Let's look at a GPU example. According to the Numba for GPUs webpage:

Numba supports CUDA GPU programming by directly compiling a restricted subset of Python code into CUDA kernels and device functions following the CUDA execution model. Kernels written in Numba appear to have direct access to NumPy arrays. NumPy arrays are transferred between the CPU and the GPU automatically.

View the Python script:

$ cat example_gpu.py

import numpy as np
from numba import cuda

@cuda.jit
def my_kernel(io_array):
    # thread id in a 1D block
    tx = cuda.threadIdx.x
    # block id in a 1D grid
    ty = cuda.blockIdx.x
    # block width, i.e. number of threads per block
    bw = cuda.blockDim.x
    # compute flattened index inside the array
    pos = tx + ty * bw
    if pos < io_array.size:  # check array boundaries
        io_array[pos] *= 2

if __name__ == "__main__":

    # create the data array - usually initialized some other way
    data = np.ones(100000)

    # set the number of threads in a block
    threadsperblock = 256

    # calculate the number of thread blocks in the grid
    blockspergrid = (data.size + (threadsperblock - 1)) // threadsperblock

    # call the kernel
    my_kernel[blockspergrid, threadsperblock](data)

    # print the result
    print(data[:3])
    print(data[-3:])

Run the job:

$ sbatch numba_gpu.slurm

Can you use Numba in your work to accelerate Python code on a CPU or GPU?

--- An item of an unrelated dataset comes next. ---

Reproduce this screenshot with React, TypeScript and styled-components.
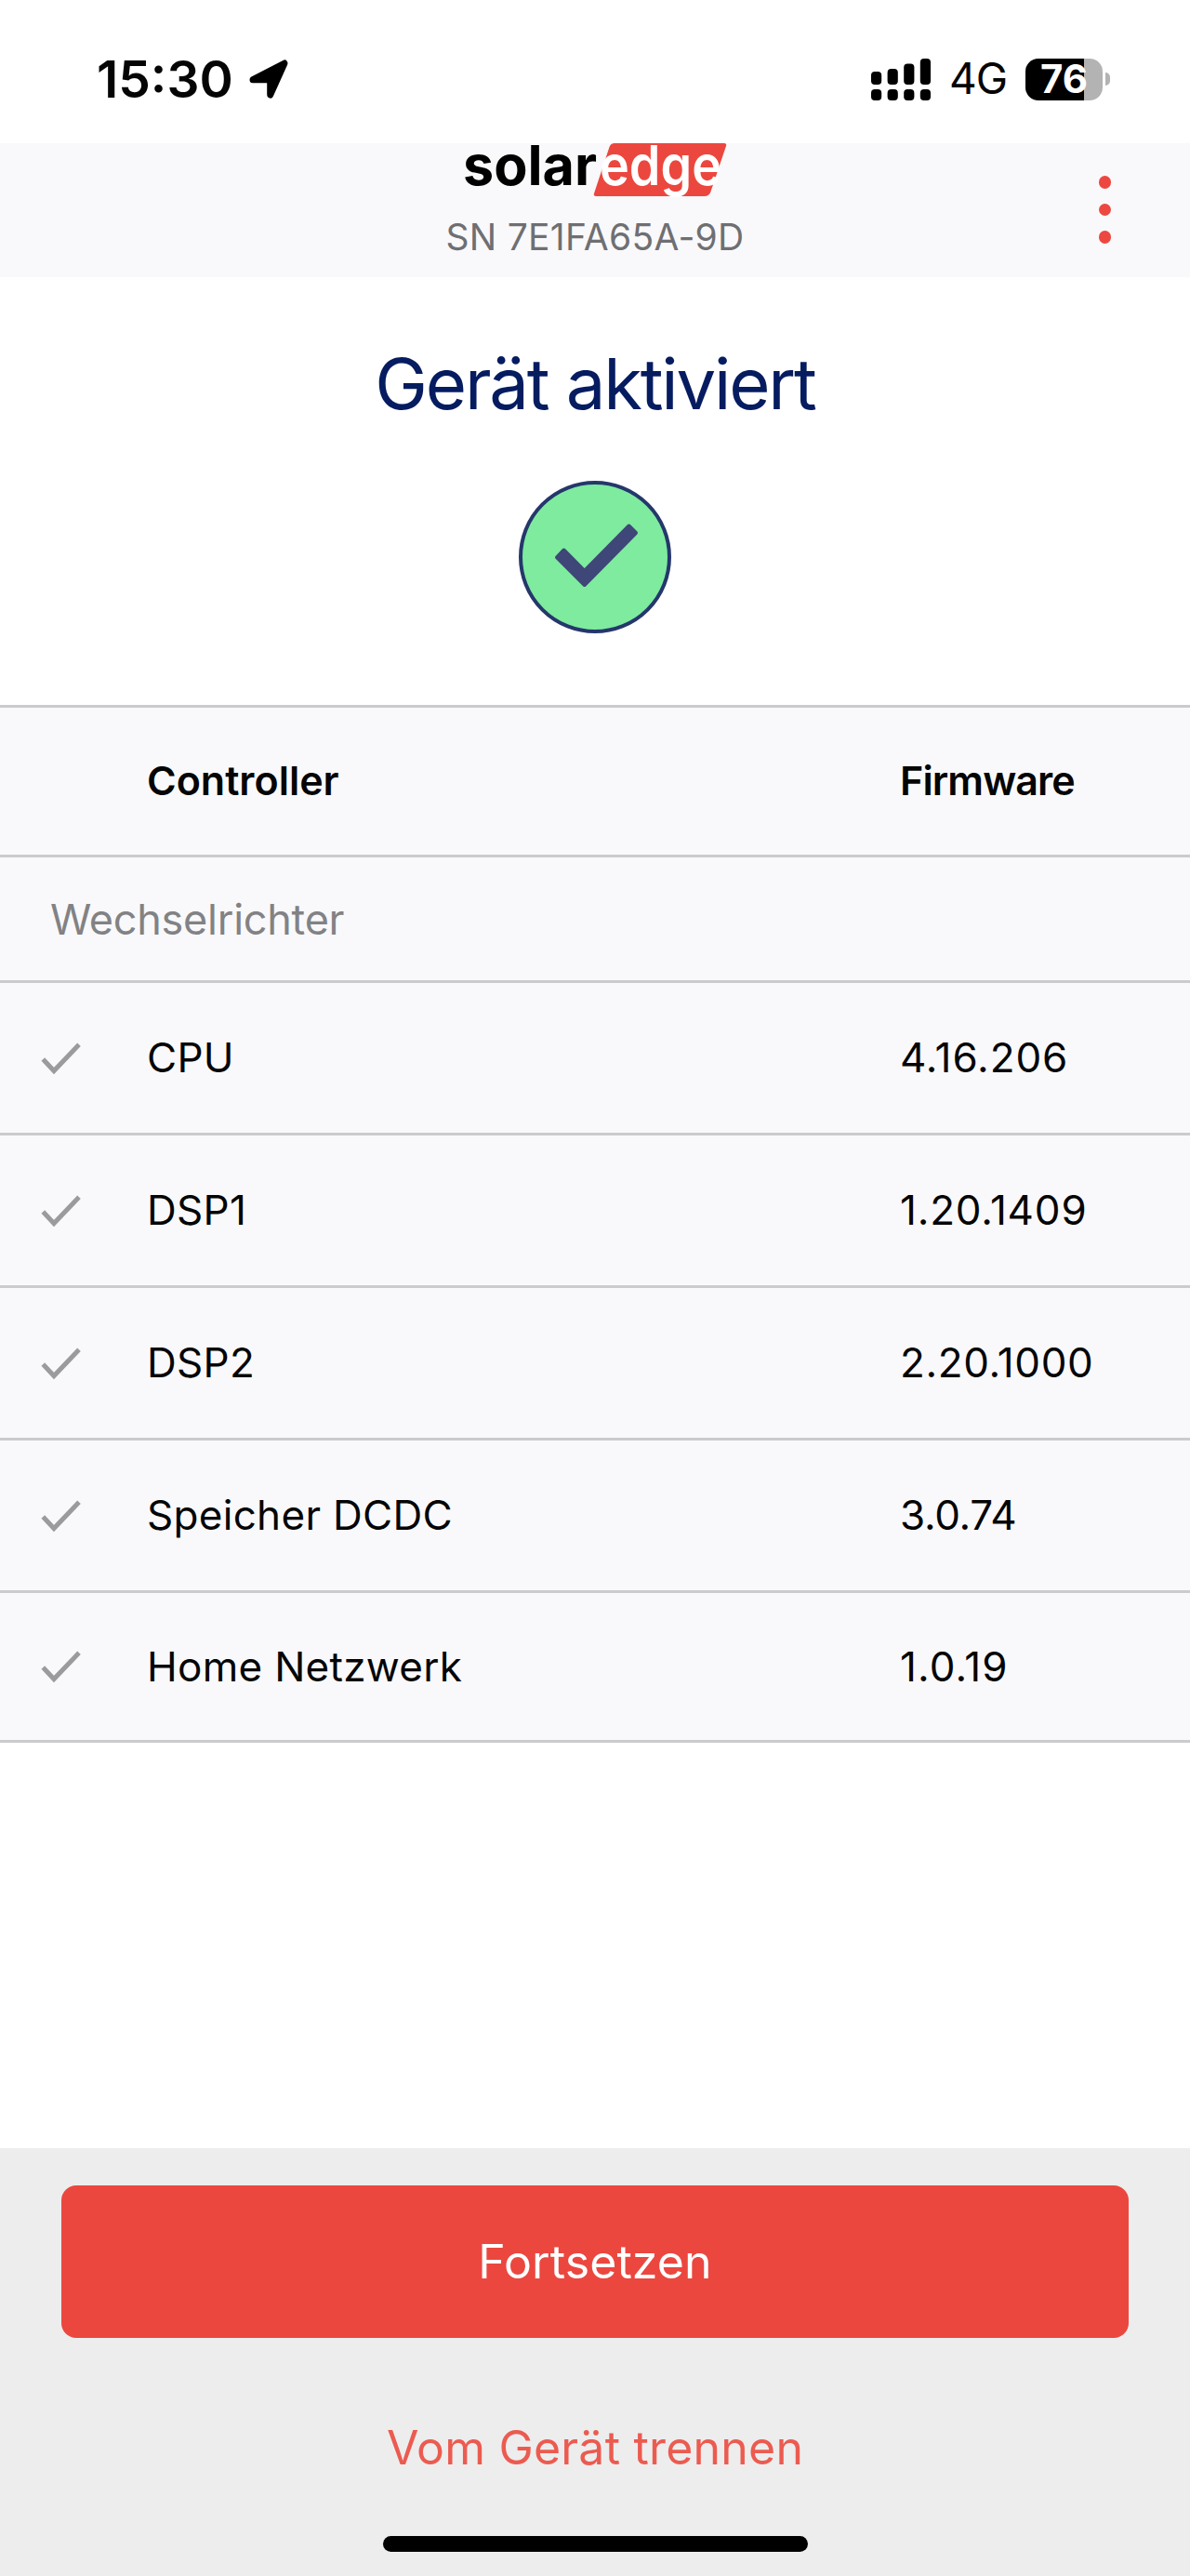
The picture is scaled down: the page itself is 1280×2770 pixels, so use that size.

For more, see High-Performance Python for GPUs by Henry Schreiner.

One can install Numba for GPUs with:

$ conda create --name numba-env numba cudatoolkit

Rapids

Be aware of the Rapids GPU libraries by NVIDIA for analytics and machine learning using conventional models. Rapids is something like pandas, Scikit-learn and NetworkX (and more) running on GPUs.

PyTorch and TensorFlow

See the Intro to GPU Computing repo for PyTorch and TensorFlow examples. For installation directions and more, see our PyTorch and TensorFlow knowledge base pages.

MATLAB, Julia and R

See the Intro to GPU Computing repo for GPU examples in other languages.

GPU math libraries for C++ and Fortran

See 05_cuda_libraries of the Intro to GPU Computing repo.